Temporal Graph Convolutional Autoencoder based Fault Detection for Renewable Energy Applications

• Published in: 2024 IEEE 7th International Conference on Industrial Cyber-Physical Systems (ICPS) pp. 1 - 6
• Main Authors: Arifeen, Murshedul, Petrovski, Andrei
• Format: Conference Proceeding
• Language: English
• Published: IEEE 12.05.2024
• Subjects: Convolutional codes; Fault detection; Microgrids; Noise; Photovoltaic Microgrid; Photovoltaic systems; Predictive models; Renewable energy sources; Temporal Graph Convolutional Autoencoder; Wind Turbine
• ISSN: 2769-3899
• DOI: 10.1109/ICPS59941.2024.10639998

Detecting faults in energy generation systems is a challenging task due to the complex nature of the system, measurement noise, and outliers. Recently, researchers have shown an increasing interest in using data-driven models that utilize sensor data for fault detection and diagnosis.
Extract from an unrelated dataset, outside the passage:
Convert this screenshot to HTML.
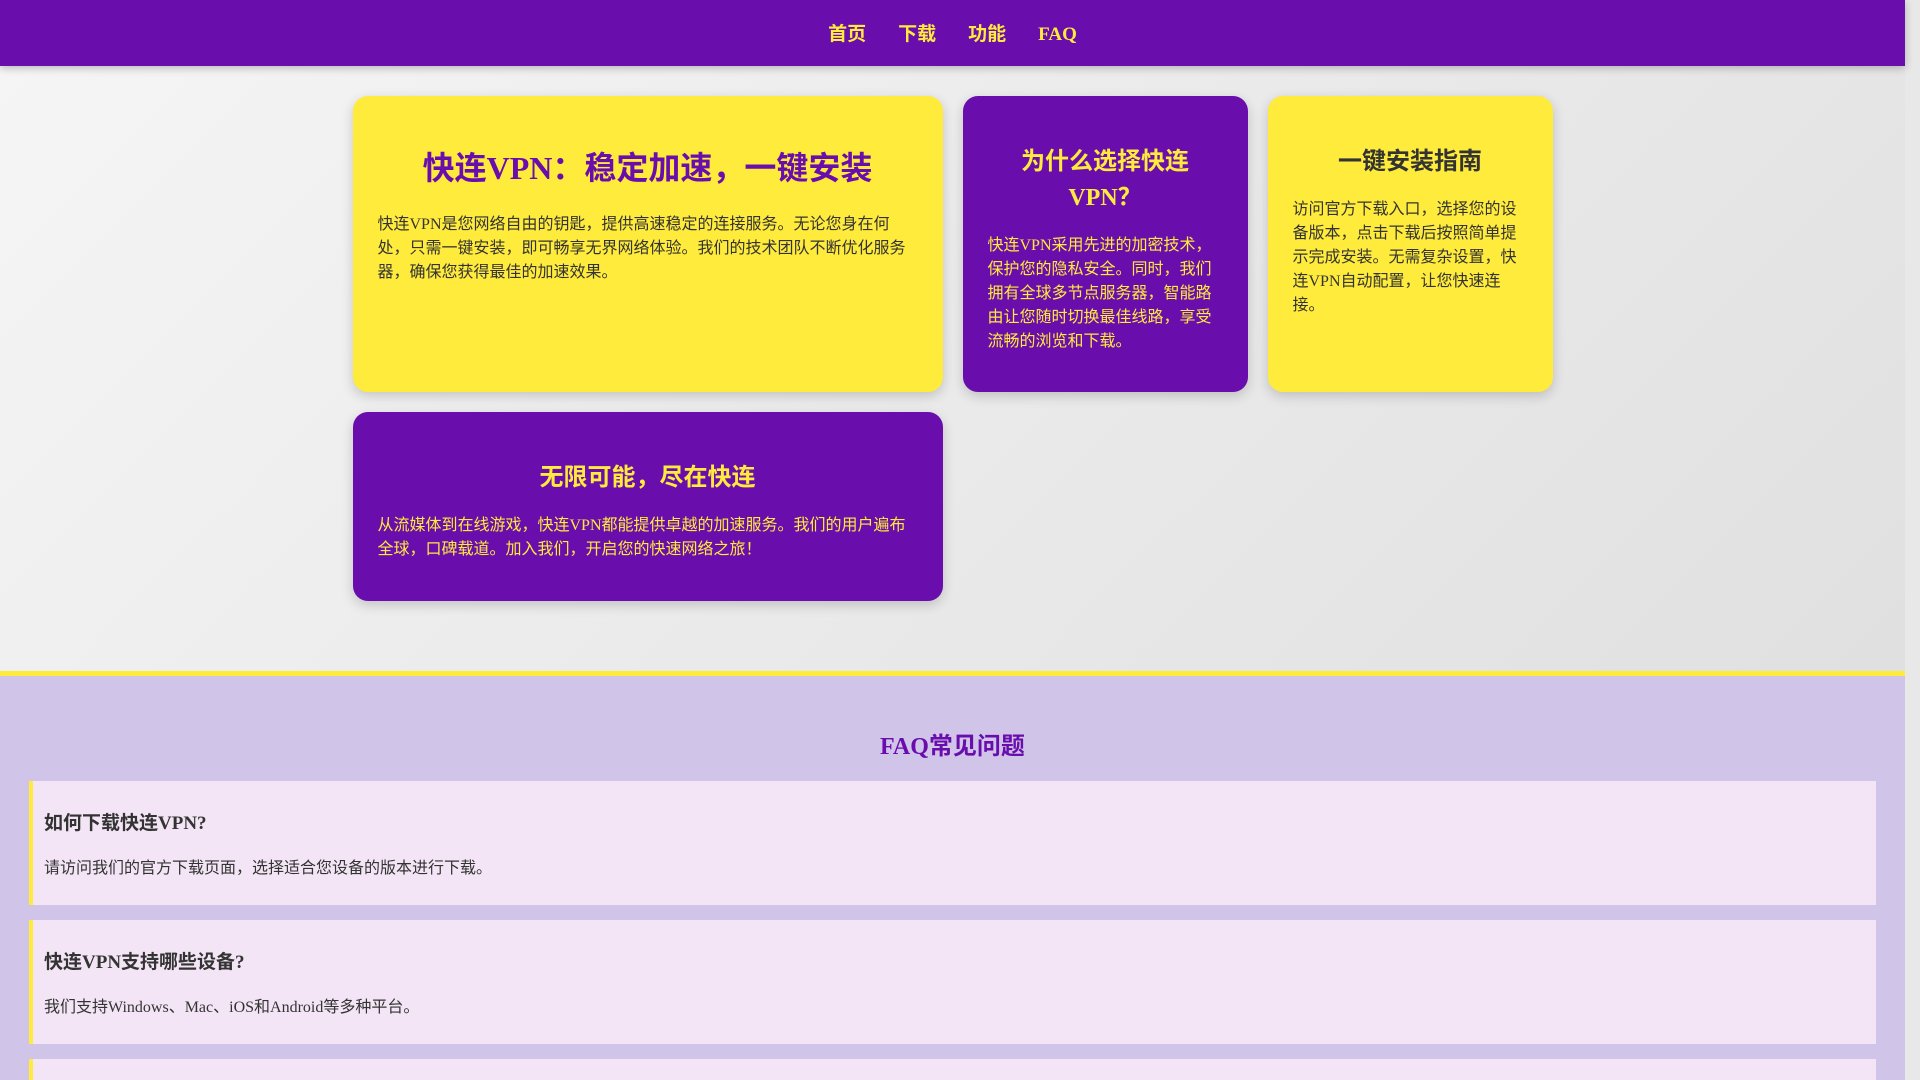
<!DOCTYPE html>
<html><head><meta charset="utf-8"><style>
*{box-sizing:border-box}
html,body{margin:0;padding:0}
html{overflow:hidden;height:1080px}
body{width:1905px;font-family:"Liberation Serif","Noto Sans CJK SC",serif;font-size:16px;line-height:1.5;background:#e8e8e8;overflow:hidden;height:1080px}
nav{background:#6a0dad;height:66px;display:flex;justify-content:center;align-items:center;box-shadow:0 2px 8px rgba(0,0,0,.25);position:relative;padding-top:4px}
nav a{color:#ffeb3b;font-weight:bold;font-size:19px;margin:0 16px;text-decoration:none}
.hero{background:linear-gradient(135deg,#f5f5f5,#e0e0e0);height:605px;padding-top:30px}
.grid{width:1200px;margin:0 auto;display:grid;grid-template-columns:repeat(4,285px);gap:20px 20px;align-items:start;position:relative}
.card{border-radius:15px;padding:25px;box-shadow:0 4px 12px rgba(0,0,0,.18)}
.y{background:#ffeb3b;color:#333}
.p{background:#6a0dad;color:#ffeb3b}
.span2{grid-column:span 2}
h1{font-size:32px;color:#6a0dad;text-align:center;margin:23px 0 21px;line-height:1.5}
h2{font-size:24px;text-align:center;margin:23px 0 18px;line-height:1.5}
.y h2{color:#333}
p{margin:16px 0}
.faq{background:#d1c4e9;border-top:5px solid #ffeb3b;padding:29px 29px 0}
.faq h2{color:#6a0dad;margin:24px 0 16px;font-size:24px}
.item{background:#f3e5f5;border-left:4px solid #ffeb3b;padding:16px 11px;margin-bottom:15px;height:124px}
.item h3{font-size:19px;margin:13px 0 18px;color:#333;line-height:1.5}
.item p{margin:0;color:#333}
</style></head><body>
<nav><a>首页</a><a>下载</a><a>功能</a><a>FAQ</a></nav>
<div class="hero"><div class="grid">
<div class="card y span2" style="height:296px"><h1>快连VPN：稳定加速，一键安装</h1><p>快连VPN是您网络自由的钥匙，提供高速稳定的连接服务。无论您身在何处，只需一键安装，即可畅享无界网络体验。我们的技术团队不断优化服务器，确保您获得最佳的加速效果。</p></div>
<div class="card p" style="height:296px"><h2>为什么选择快连VPN？</h2><p>快连VPN采用先进的加密技术，保护您的隐私安全。同时，我们拥有全球多节点服务器，智能路由让您随时切换最佳线路，享受流畅的浏览和下载。</p></div>
<div class="card y" style="height:296px"><h2>一键安装指南</h2><p>访问官方下载入口，选择您的设备版本，点击下载后按照简单提示完成安装。无需复杂设置，快连VPN自动配置，让您快速连接。</p></div>
<div class="card p span2" style="height:189px"><h2>无限可能，尽在快连</h2><p>从流媒体到在线游戏，快连VPN都能提供卓越的加速服务。我们的用户遍布全球，口碑载道。加入我们，开启您的快速网络之旅！</p></div>
</div></div>
<div class="faq"><h2 style="text-align:center">FAQ常见问题</h2>
<div class="item"><h3>如何下载快连VPN?</h3><p>请访问我们的官方下载页面，选择适合您设备的版本进行下载。</p></div>
<div class="item"><h3>快连VPN支持哪些设备?</h3><p>我们支持Windows、Mac、iOS和Android等多种平台。</p></div>
<div class="item"><h3>快连VPN安全吗?</h3><p>我们采用先进的加密技术，保护您的隐私安全。</p></div>
</div>
</body></html>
However, the nonlinearities, spatial and temporal dependencies in timeseries sensor data make it difficult to develop an effective datadriven fault detection model. To address this issue, we propose an autoencoder model that uses a temporal graph convolutional layer to detect faults in the energy generation process. The proposed model has exceptional spatiotemporal feature learning capabilities, making it ideal for fault detection applications. In addition, we have included a data processing module to reduce noise and eliminate outliers from sensor data. We evaluated the model's performance using wind turbine blades and photovoltaic microgrid datasets. Experimental results have demonstrated that the proposed model outperforms other fault detection models based on graph convolutional autoencoders.